MINDCAGE…DOPPIA VISIONE
Cari lettori, se pensavate come me, che la partecipazione di John Malkovich a un qualsiasi film fosse garanzia di qualità, mannaggia vi siete sbagliati. La sua interpretazione, come sempre non fa una piega ma è il film che ne fa troppe. Mauro Morelli sceglie il filone, super sfruttato e venuto ormai un po' a noia, dei serial killer. Un fan sfegatato di Arnaud Lefeuvre, un omicida seriale catturato anni prima e definito l' “Artista” per il suo modus operandi, miete vittime à gogo. Due gli agenti incaricati di catturarlo, Jake Doyle (Martin Lawrence) e Mary Kelly (Melissa Roxburgh) entrambi con improbabili scheletri nell'armadio. Il passato dei due infatti non convince neanche lo spettatore più ingenuo. A dar loro qualche dritta l'”Artista”, rinchiuso nella sua gabbia non può non ricordarci il dottor Hannibal Lecter. Il serial killer naturalmente non si limita a uccidere le malcapitate ma le trasforma in vere opere d'arte un po' macabre ma di effetto, dotandole anche di un bel paio di ali, tipo quelle delle splendide modelle di Victoria's Secret. L'effetto scenografico è garantito! Eppure dopo le prime due vittime ci siamo già stufati e per niente spaventati. Tanto fumo e poco arrosto. Gli attori anche se bravi non sembrano in sintonia tra loro e la storia mai ingrana. Gli omicidi portati avanti con la pazienza di un certosino, impossibili da realizzare soprattutto in uno spazio di tempo limitato, sono troppi. I due agenti non fanno in tempo a portare un cadavere in obitorio che ne salta fuori subito un altro. Esagerato e quasi ridicolo anche il coinvolgimento dei protagonisti. Eccede in tutto il regista e alla fine si sa il troppo stroppia! E poi il finale, assurdo...deludente. Lo spettatore spera fino all'ultimo di aver capito male e invece no! Peccato perché sembrava promettere bene.
Stefania Viceconti
Avete presente quelle magliette con la scritta “da lontano pensavo meglio”? Ebbene questo film è proprio così. Mano a mano che ci si avvicina alla conclusione la curiosità scema e il finale inverosimile anche in un ambito – forzatamente – soprannaturale infastidisce. E anche la trama non proprio originalissima non aiuta. Ci troviamo di fronte, infatti, al solito serial killer che apparentemente sta seguendo le gesta di un altro assassino che aveva colpito anni prima soprannominato – perché tutti devono avere un nom de plume – “l’artista” interpretato da un “temibilissimo” John Malkovich.
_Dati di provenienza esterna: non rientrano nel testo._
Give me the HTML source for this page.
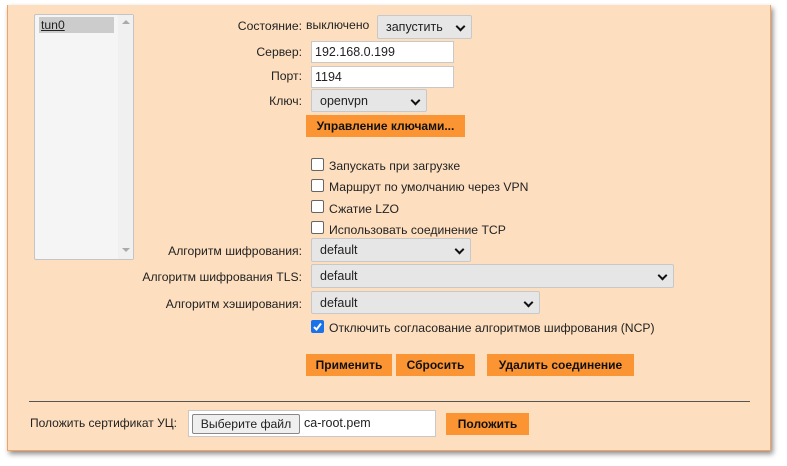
<!DOCTYPE html>
<html><head><meta charset="utf-8"><style>
*{box-sizing:border-box;margin:0;padding:0}
body{width:787px;height:466px;background:#fff;font-family:"Liberation Sans","DejaVu Sans",sans-serif;font-size:12.2px;color:#222;position:relative;overflow:hidden}
.p{position:absolute;left:7px;top:5px;width:764px;height:446px;background:#fddfc0;border:1px solid #f5a35c;border-top:none;box-shadow:2px 3px 5px rgba(0,0,0,.45)}
.a{position:absolute;white-space:nowrap}
.lb{right:485px;text-align:right}
.sel{position:absolute;background:#e6e6e6;border:1px solid #c8c8c8;border-radius:2px;padding-left:8px;font-size:12.5px}
.sel:after{content:"";position:absolute;right:7px;top:7px;width:5px;height:5px;border-right:2px solid #111;border-bottom:2px solid #111;transform:rotate(45deg)}
.inp{position:absolute;background:#fff;border:1px solid #c8c8c8;padding-left:3px;line-height:20px;font-size:12.5px}
.btn{position:absolute;background:#fb9433;font-weight:bold;font-size:12px;color:#111;text-align:center;line-height:22px}
.cb{position:absolute;left:311px;width:13px;height:13px;border:1px solid #666;border-radius:2px;background:#fff}
.ct{position:absolute;left:329px}
</style></head><body>
<div class="p"></div>
<div class="a" style="left:34px;top:14px;width:100px;height:246px;background:#f5f5f5;border:1px solid #c4c4c4;border-radius:2px"></div>
<div class="a" style="left:118px;top:15px;width:15px;height:244px;background:#f0f0f0"></div>
<div class="a" style="left:122px;top:20px;width:0;height:0;border-left:4px solid transparent;border-right:4px solid transparent;border-bottom:4px solid #aaa"></div>
<div class="a" style="left:122px;top:248px;width:0;height:0;border-left:4px solid transparent;border-right:4px solid transparent;border-top:4px solid #aaa"></div>
<div class="a" style="left:39px;top:17px;width:75px;height:16px;background:#ccc;padding-left:2px;line-height:16px;text-decoration:underline">tun0</div>

<div class="a lb" style="top:19px">Состояние:</div>
<div class="a" style="left:306px;top:18px">выключено</div>
<div class="sel" style="left:377px;top:15px;width:95px;height:24px;line-height:22px">запустить</div>
<div class="a lb" style="top:45px">Сервер:</div>
<div class="inp" style="left:311px;top:41px;width:143px;height:22px">192.168.0.199</div>
<div class="a lb" style="top:69px">Порт:</div>
<div class="inp" style="left:311px;top:66px;width:143px;height:22px">1194</div>
<div class="a lb" style="top:94px">Ключ:</div>
<div class="sel" style="left:311px;top:89px;width:116px;height:23px;line-height:22px">openvpn</div>
<div class="btn" style="left:306px;top:115px;width:159px;height:22px">Управление ключами...</div>

<div class="cb" style="top:158px"></div><div class="ct" style="top:159px">Запускать при загрузке</div>
<div class="cb" style="top:179px"></div><div class="ct" style="top:180px">Маршрут по умолчанию через VPN</div>
<div class="cb" style="top:200px"></div><div class="ct" style="top:202px">Сжатие LZO</div>
<div class="cb" style="top:221px"></div><div class="ct" style="top:223px">Использовать соединение TCP</div>

<div class="a lb" style="top:244px">Алгоритм шифрования:</div>
<div class="sel" style="left:311px;top:238px;width:160px;height:24px;line-height:23px">default</div>
<div class="a lb" style="top:270px">Алгоритм шифрования TLS:</div>
<div class="sel" style="left:311px;top:264px;width:363px;height:24px;line-height:23px">default</div>
<div class="a lb" style="top:297px">Алгоритм хэширования:</div>
<div class="sel" style="left:311px;top:291px;width:229px;height:23px;line-height:22px">default</div>
<div class="cb" style="top:320px;background:#1a73e8;border-color:#1a73e8"><svg width="11" height="11" style="position:absolute;left:0;top:0"><path d="M2 6 L4.5 8.5 L9 2.5" stroke="#fff" stroke-width="2" fill="none"/></svg></div>
<div class="ct" style="top:321px">Отключить согласование алгоритмов шифрования (NCP)</div>

<div class="btn" style="left:306px;top:354px;width:86px;height:22px">Применить</div>
<div class="btn" style="left:396px;top:354px;width:79px;height:22px">Сбросить</div>
<div class="btn" style="left:487px;top:354px;width:147px;height:22px">Удалить соединение</div>

<div class="a" style="left:29px;top:401px;width:721px;height:1px;background:#555"></div>
<div class="a" style="left:30px;top:416px;font-size:12px">Положить сертификат УЦ:</div>
<div class="a" style="left:188px;top:410px;width:248px;height:27px;background:#fff;border:1px solid #c8c8c8"></div>
<div class="a" style="left:192px;top:414px;width:108px;height:20px;background:#efefef;border:1px solid #888;border-radius:2px;text-align:center;line-height:18px">Выберите файл</div>
<div class="a" style="left:304px;top:416px;font-size:12.5px">ca-root.pem</div>
<div class="btn" style="left:446px;top:413px;width:83px;height:22px">Положить</div>
</body></html>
Sugli omicidi – uno al giorno – indaga la coppia formata dai detective Jake Doyle (Martin Lawrence) e Mary Kelly (Melissa Roxburgh) il primo è il responsabile dell’arresto di Arnaud Lefeuvre il succitato artista, la seconda fresca di accademia e con un diploma in psicologia in tasca la fa essere l’ideale interlocutrice del perfido killer.
Ci troviamo dunque di fronte ad uno pseudo thriller che vorrebbe – ma non riesce – emulare capolavori come Seven o il Silenzio degli innocenti, ma anche il televisivo Hannibal gli sta più di una spanna sopra. Le interpretazioni sono appena sufficienti e l’approssimativa sceneggiatura richiede al paziente spettatore un’abbondante dose di sospensione dell’incredulità.
Un film che promette e non mantiene e che nella sua continua ricerca del colpo di scena non fa che incartarsi su sé stesso. Buono per una visione estiva senza pretese.